I stood there, wind whipping my clothes, desperately trying to think of something I could leave. I felt impelled, compelled, commanded to do so, but I didn’t have anything. Jake’s presence hovered over us as I frantically patted my pockets looking for something I could contribute. There weren’t any stones on the ground we could use. Nothing. T joined me at the center and said simply, “Leave your bracelet”. Several months ago, another grieving dad sent me a black neoprene bracelet embossed with “Grieving Dad – Love is Forever”. He got it from the Grieving Dads website, one of the blogs I follow.

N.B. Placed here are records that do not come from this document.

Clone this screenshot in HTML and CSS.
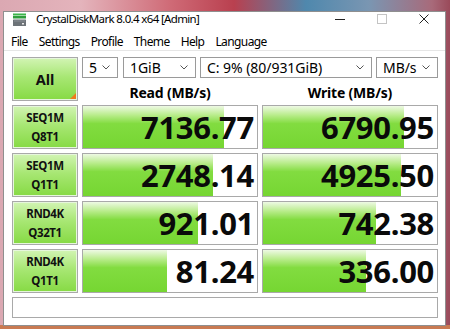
FILE: index.html
```html
<!DOCTYPE html>
<html>
<head>
<meta charset="utf-8">
<link rel="stylesheet" href="styles.css">
</head>
<body>
<div class="window">
  <div class="titlebar">
    <svg class="app-icon" width="16" height="14" viewBox="0 0 16 14">
      <rect x="1" y="0.5" width="13" height="2" fill="#3cb44a"/>
      <rect x="1" y="3" width="13" height="2.5" fill="#2e9e3c"/>
      <rect x="1" y="6.5" width="13" height="6.5" rx="0.5" fill="#6d7378"/>
      <rect x="2" y="7.5" width="11" height="1" fill="#8a9096"/>
      <rect x="10" y="10" width="2" height="1.5" fill="#e8e8e8"/>
    </svg>
    <span class="title">CrystalDiskMark 8.0.4 x64 [Admin]</span>
    <div class="controls">
      <span class="ctl"><svg width="10" height="10" viewBox="0 0 10 10"><line x1="0" y1="5.5" x2="10" y2="5.5" stroke="#222" stroke-width="1"/></svg></span>
      <span class="ctl"><svg width="10" height="10" viewBox="0 0 10 10"><rect x="0.5" y="0.5" width="9" height="9" fill="none" stroke="#c4c4c4" stroke-width="1"/></svg></span>
      <span class="ctl"><svg width="10" height="10" viewBox="0 0 10 10"><path d="M0.5 0.5 L9.5 9.5 M9.5 0.5 L0.5 9.5" stroke="#222" stroke-width="1"/></svg></span>
    </div>
  </div>
  <div class="menubar">
    <span class="menu-item">File</span>
    <span class="menu-item">Settings</span>
    <span class="menu-item">Profile</span>
    <span class="menu-item">Theme</span>
    <span class="menu-item">Help</span>
    <span class="menu-item">Language</span>
  </div>
  <div class="content">
    <div class="grid">
      <div class="btn all">All<span class="corner"></span></div>
      <div class="top-controls">
        <div class="selects">
          <div class="select s-count"><span>5</span><svg class="chev" width="8" height="5" viewBox="0 0 8 5"><path d="M0.5 0.5 L4 4 L7.5 0.5" fill="none" stroke="#555" stroke-width="1"/></svg></div>
          <div class="select s-size"><span>1GiB</span><svg class="chev" width="8" height="5" viewBox="0 0 8 5"><path d="M0.5 0.5 L4 4 L7.5 0.5" fill="none" stroke="#555" stroke-width="1"/></svg></div>
          <div class="select s-drive"><span>C: 9% (80/931GiB)</span><svg class="chev" width="8" height="5" viewBox="0 0 8 5"><path d="M0.5 0.5 L4 4 L7.5 0.5" fill="none" stroke="#555" stroke-width="1"/></svg></div>
          <div class="select s-unit"><span>MB/s</span><svg class="chev" width="8" height="5" viewBox="0 0 8 5"><path d="M0.5 0.5 L4 4 L7.5 0.5" fill="none" stroke="#555" stroke-width="1"/></svg></div>
        </div>
        <div class="headers">
          <div class="head">Read (MB/s)</div>
          <div class="head">Write (MB/s)</div>
        </div>
      </div>

      <div class="btn label">SEQ1M<br>Q8T1</div>
      <div class="meter" style="--w:141px"><span class="val">7136.77</span></div>
      <div class="meter" style="--w:141px"><span class="val">6790.95</span></div>

      <div class="btn label">SEQ1M<br>Q1T1</div>
      <div class="meter" style="--w:130px"><span class="val">2748.14</span></div>
      <div class="meter" style="--w:138px"><span class="val">4925.50</span></div>

      <div class="btn label">RND4K<br>Q32T1</div>
      <div class="meter" style="--w:115px"><span class="val">921.01</span></div>
      <div class="meter" style="--w:113px"><span class="val">742.38</span></div>

      <div class="btn label">RND4K<br>Q1T1</div>
      <div class="meter" style="--w:84px"><span class="val">81.24</span></div>
      <div class="meter" style="--w:103px"><span class="val">336.00</span></div>

      <div class="comment"></div>
    </div>
  </div>
</div>
</body>
</html>
```
FILE: styles.css
```css
html, body {
  margin: 0;
  padding: 0;
}
body {
  width: 450px;
  height: 329px;
  overflow: hidden;
  font-family: "Noto Sans", "Open Sans", sans-serif;
  color: #000;
  background:
    linear-gradient(to bottom, rgba(0,0,0,0) 325px, #c97a52 325px),
    linear-gradient(90deg, #dba8b2 0%, #e4b4bc 18%, #cf6a76 38%, #b9404f 52%, #4f88ad 68%, #7a96b2 82%, #a86a7a 96%, #9a4a5a 100%);
}
.window {
  box-sizing: border-box;
  margin: 11px 0 0 3px;
  width: 443px;
  height: 315px;
  background: #fff;
  border: 1px solid #8f8f8f;
  display: flex;
  flex-direction: column;
}
.titlebar {
  height: 21px;
  display: flex;
  align-items: flex-start;
}
.app-icon {
  margin: 1px 0 0 8px;
}
.title {
  margin: 0 0 0 8px;
  font-size: 11.5px;
  line-height: 14px;
  letter-spacing: -0.65px;
  color: #000;
}
.controls {
  margin-left: auto;
  display: flex;
}
.ctl {
  width: 42px;
  height: 14px;
  display: flex;
  align-items: center;
  justify-content: center;
}
.menubar {
  height: 17px;
  display: flex;
  align-items: center;
  gap: 11px;
  padding-left: 7px;
  border-bottom: 1px solid #e6e6e6;
  font-size: 12px;
  letter-spacing: -0.6px;
}
.content {
  flex: 1;
  padding: 6px 7px 0 8px;
}
.grid {
  display: grid;
  grid-template-columns: 66px 176px 176px;
  grid-template-rows: 44px 44px 44px 44px 44px 21px;
  gap: 4px;
}
.btn {
  box-sizing: border-box;
  border: 1px solid #a9a9a9;
  box-shadow: inset 0 0 0 1px #e6f6dc;
  background: linear-gradient(to bottom, #d2f4b4 0%, #a8e774 45%, #86da44 100%);
  display: flex;
  align-items: center;
  justify-content: center;
  text-align: center;
  font-weight: bold;
  color: #111;
}
.all {
  position: relative;
  font-size: 14.5px;
}
.corner {
  position: absolute;
  right: 1px;
  bottom: 1px;
  width: 0;
  height: 0;
  border-left: 6px solid transparent;
  border-bottom: 6px solid #f07a1e;
}
.label {
  font-size: 11.5px;
  line-height: 19px;
  letter-spacing: -0.4px;
}
.top-controls {
  grid-column: 2 / 4;
  display: flex;
  flex-direction: column;
}
.selects {
  display: flex;
  gap: 4px;
  height: 21px;
}
.select {
  box-sizing: border-box;
  height: 21px;
  border: 1px solid #9a9a9a;
  display: flex;
  align-items: center;
  justify-content: space-between;
  padding: 0 7px 0 6px;
  font-size: 14px;
  letter-spacing: -0.05px;
  background: #fff;
}
.s-count { width: 36px; }
.s-size { width: 73px; margin-left: 1px; }
.s-drive { width: 172px; }
.s-unit { width: 62px; }
.headers {
  display: grid;
  grid-template-columns: 176px 176px;
  gap: 4px;
  padding-top: 6px;
}
.head {
  text-align: center;
  font-size: 14px;
  font-weight: bold;
  line-height: 18px;
  letter-spacing: -0.2px;
}
.meter {
  box-sizing: border-box;
  border: 1px solid #a9a9a9;
  background-color: #fff;
  background-image: linear-gradient(to bottom, #eef9e4 0%, #b8ec8a 22%, #82dc40 42%, #76d632 100%);
  background-size: var(--w) 100%;
  background-repeat: no-repeat;
  display: flex;
  align-items: center;
  justify-content: flex-end;
  padding-right: 3px;
}
.val {
  font-size: 31px;
  font-weight: bold;
  line-height: 1;
  color: #0a0a0a;
  letter-spacing: -0.3px;
}
.comment {
  grid-column: 1 / 4;
  box-sizing: border-box;
  border: 1px solid #a9a9a9;
  background: #fff;
}
```
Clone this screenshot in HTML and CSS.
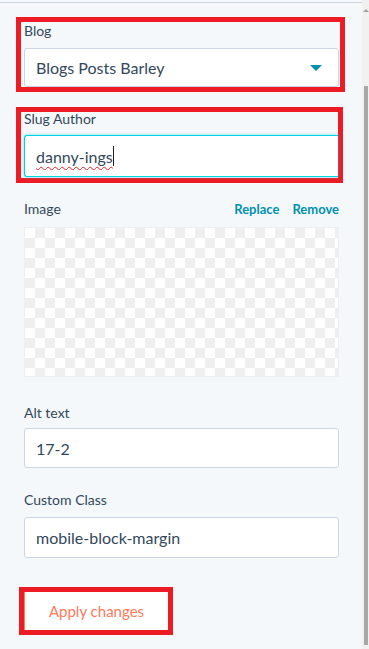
FILE: index.html
```html
<!DOCTYPE html>
<html lang="en">
<head>
<meta charset="utf-8">
<title>Module settings</title>
<link rel="stylesheet" href="styles.css">
</head>
<body>
<div class="page">
  <div class="panel">
    <div class="annot annot-blog">
      <div class="field-label">Blog</div>
      <div class="select">
        <span class="select-value">Blogs Posts Barley</span>
        <span class="caret"></span>
      </div>
    </div>

    <div class="annot annot-slug">
      <div class="field-label">Slug Author</div>
      <div class="input input-focus"><span class="typed">danny-ings</span><span class="cursor"></span></div>
    </div>

    <div class="field field-image">
      <div class="label-row">
        <span class="field-label">Image</span>
        <span class="links"><a class="link">Replace</a><a class="link">Remove</a></span>
      </div>
      <div class="checker"></div>
    </div>

    <div class="field">
      <div class="field-label">Alt text</div>
      <div class="input">17-2</div>
    </div>

    <div class="field field-class">
      <div class="field-label">Custom Class</div>
      <div class="input">mobile-block-margin</div>
    </div>

    <div class="annot annot-btn">
      <button class="apply">Apply changes</button>
    </div>
  </div>
  <div class="scrollbar">
    <div class="scroll-arrow"></div>
    <div class="scroll-thumb"></div>
  </div>
</div>
</body>
</html>
```

FILE: styles.css
```css
* { box-sizing: border-box; }
html, body { margin: 0; padding: 0; }
body {
  background: #f5f8fa;
  font-family: Lato, "Open Sans", sans-serif;
  color: #33475b;
  width: 369px;
  height: 649px;
  overflow: hidden;
}
.page {
  display: flex;
  height: 649px;
}
.panel {
  flex: 1;
  margin-top: 2px;
  border-top: 1px solid #cbd6e2;
  padding: 14px 23px 0 24px;
  display: flex;
  flex-direction: column;
}
.field-label {
  font-size: 14px;
  line-height: 20px;
  color: #33475b;
}
.annot {
  border: 5px solid #ed1c24;
}
.annot-blog {
  margin: 0 -6px 0 -8px;
  padding: 0 1px 0 3px;
}
.annot-blog .field-label { line-height: 18px; margin-bottom: 8px; }
.annot-slug {
  margin: 15px -4px 0 -8px;
  padding: 0 0 1px 3px;
}
.annot-slug .field-label { line-height: 14px; margin-bottom: 9px; }
.select, .input {
  height: 40px;
  background: #fff;
  border: 1px solid #cbd6e2;
  border-radius: 3px;
  font-size: 16px;
  padding: 0 11px;
  display: flex;
  align-items: center;
}
.select { justify-content: space-between; height: 39px; }
.caret {
  width: 0; height: 0;
  border-left: 6px solid transparent;
  border-right: 6px solid transparent;
  border-top: 6px solid #0091ae;
  margin-right: 5px;
}
.input-focus {
  height: 42px;
  border: 1px solid #00d0e4;
  box-shadow: 0 0 3px 0 rgba(0, 208, 228, 0.6);
  border-right: none;
  border-radius: 3px 0 0 3px;
}
.typed {
  text-decoration: underline wavy #e0242b;
  text-decoration-thickness: 1px;
  text-underline-offset: 3px;
}
.cursor {
  display: inline-block;
  width: 1px;
  height: 20px;
  background: #222;
}
.field { margin-top: 22px; }
.field-image { margin-top: 16px; }
.label-row {
  display: flex;
  justify-content: space-between;
  align-items: baseline;
  margin-bottom: 3px;
}
.links { display: flex; gap: 13px; }
.link {
  font-size: 13px;
  font-weight: 700;
  color: #0091ae;
  cursor: pointer;
}
.checker {
  height: 150px;
  border: 1px solid #eaf0f6;
  background-color: #fff;
  background-image:
    linear-gradient(45deg, #efefef 25%, transparent 25%, transparent 75%, #efefef 75%),
    linear-gradient(45deg, #efefef 25%, transparent 25%, transparent 75%, #efefef 75%);
  background-size: 20px 20px;
  background-position: 0 0, 10px 10px;
}
.field .field-label { margin-bottom: 5px; }
.field-image + .field { margin-top: 26px; }
.field-class .field-label { margin-bottom: 7px; }
.field-class .input { height: 41px; }
.annot-btn {
  align-self: flex-start;
  margin: 29px 0 0 -5px;
  padding: 0;
  display: flex;
}
.apply {
  width: 144px;
  height: 38px;
  background: #fff;
  border: none;
  border-left: 1px solid #ff7a59;
  color: #ff7a59;
  font-family: Lato, "Open Sans", sans-serif;
  font-size: 15px;
  padding: 0;
}
.scrollbar {
  width: 7px;
  background: #f1f1f1;
  display: flex;
  flex-direction: column;
  align-items: center;
}
.scroll-arrow {
  width: 0; height: 0;
  margin-top: 9px;
  border-left: 3px solid transparent;
  border-right: 3px solid transparent;
  border-bottom: 3px solid #a3a3a3;
}
.scroll-thumb {
  width: 4px;
  margin-top: 74px;
  height: 559px;
  background: #a8a8a8;
}
```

I peeled it off and laid it on a rock at the center of the altar. (between the spoon and the bottle filled with sand in the picture above). So now a little piece of me, a piece of Jake, rests among the bits of other people’s lives along the wind-swept Sonoma coast. Who knows if some future visitor may see the black band, stoop to read it, and find an unlooked-for connection.
T went back to the car to get another lens I needed and brought some stones and a stick to make a little cairn at the entrance.

We stood there, tears streaming down our faces, drying in the cold ocean wind. I glanced at my watch. More than an hour had slipped away while we were within the worn path of the labyrinth. It was as if we had been in another dimension, had traveled to another world. We returned to the car and headed south to visit friends who lost their son in a tragic accident, some years ago. As we drove down the coast, through Bodega Bay, and along Tomales Bay, Van Morrison came on the radio singing, Warm Love. The words “…and it’s ever present, everywhere/and it’s ever present everywhere/that warm love” repeated over and over as we wound our way along the inlet that separates Point Reyes from the mainland. Ever Present. Everywhere. That’s Jake.
It is impossible to describe the experience with words and pictures. They are a pale approximation of the power of what lay out in this unmarked field along the coast. If you didn’t know it was there, you would never find it unless some other traveler directed you. Once found, you will never forget it, nor how to get back.